Others will memorialize in detail his very considerable academic achievements. His personal history was remarkable. Vermes was born into an assimilated Hungarian Jewish family, who converted to Catholicism when he was a child. He was able to survive the war in Catholic seminaries, although both of his parents perished in Auschwitz. He was ordained as a Catholic priest, and after the war, at the University of Louvain, became the Church's expert on the newly-discovered Dead Sea Scrolls. (The first editions of his works on the DSS bore the Catholic imprimatur!). However, his academic work lead him to personally reassess his Catholic faith, and he moved to the UK, as a lecturer at Newcastle University, where for a time he was a member of a small Protestant church. At some point he left Christianity - but not Jesus - altogether, and, rather gingerly, identified as a Liberal Jew, although he rarely, if ever, identified with any Jewish community. In 1965 he was appointed to Oxford University, becoming Reader in Jewish Studies in the early 1970's (the successor to Cecil Roth) and then the first full Professor - appointments that scandalised the Anglo-Jewish 'Establishment'.
He had two academic passions - the Dead Sea Scrolls and the Jewish background of Jesus and early Christianity. Vermes was a meticulous scholar with a profound knowledge of inter-testamental Jewish literature, Midrash and rabbinic writings. He knew Talmud thoroughly, but in a totally academic fashion. He was personally responsible for forcing a revision of conventional Christology through his widely-read book, 'Jesus the Jew', and his subsequent works, where he portrayed Jesus as a sort of Galilean 'maggid' in a circle of charismatic rabbis including Honi haMa'agal and others. He showed the rabbinic and midrashic origins and techniques of the teachings of Jesus as preserved in the Gospels, and, although never promoting any religious agenda (what exactly did he believe?), championed Jesus as a revolutionary and profound ethical teacher. In a diffferent field, he did enormous work on the Dead Sea Scrolls, including translation of the complete corpus.

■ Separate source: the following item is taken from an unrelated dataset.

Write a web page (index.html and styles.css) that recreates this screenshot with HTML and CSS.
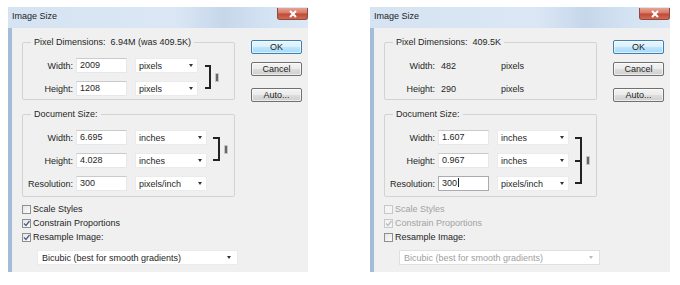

Under his influence, 'Jewish Studies' at Oxford (and in the UK generally) became identified with what he termed the 'Intertestamental period'. He raised a generation of academic disciples.
As a graduate student in the early 1970's, sitting in his seminars on Pirkei Avot at the Oriental Institute in Oxford was a remarkable experience. In a soft, hissing Hungarian-accented English, he minutely analysed every personality and every saying in its historical, religious and political context. He was totally immersed in the world of the Rabbis, even as he was the most unrabbinical figure one could imagine. Until very late in life, he was extremely reticent about his personal life, and about his personal identity. About the only time I ever heard him allude to his rather bizarre life journey was once when he recalled his Newcastle days, going to the Yeshivah bookshop in Gateshead ('Lehmann's') to find some obsecure Midrashic texts, giggling as he described the reactions of 'the Yeshivah bochurs' to this 'strange apparition'. His first wife, Pamela, who passed away in 1993, wrote on Martin Buber. They lived outside Oxford, where they had pet Alsatians - who at one point 'adopted' and suckled some kittens. The symbolism was not lost on him.
Vermes was a gentleman, unfailingly courteous to all (although he did not mince words in his academic judgements). He was a scholar who was very independent and very original, but whose every word was carefully substantiated in deep textual proof. It is perplexing to speculate where, and in whose company, he will take his seat in heaven!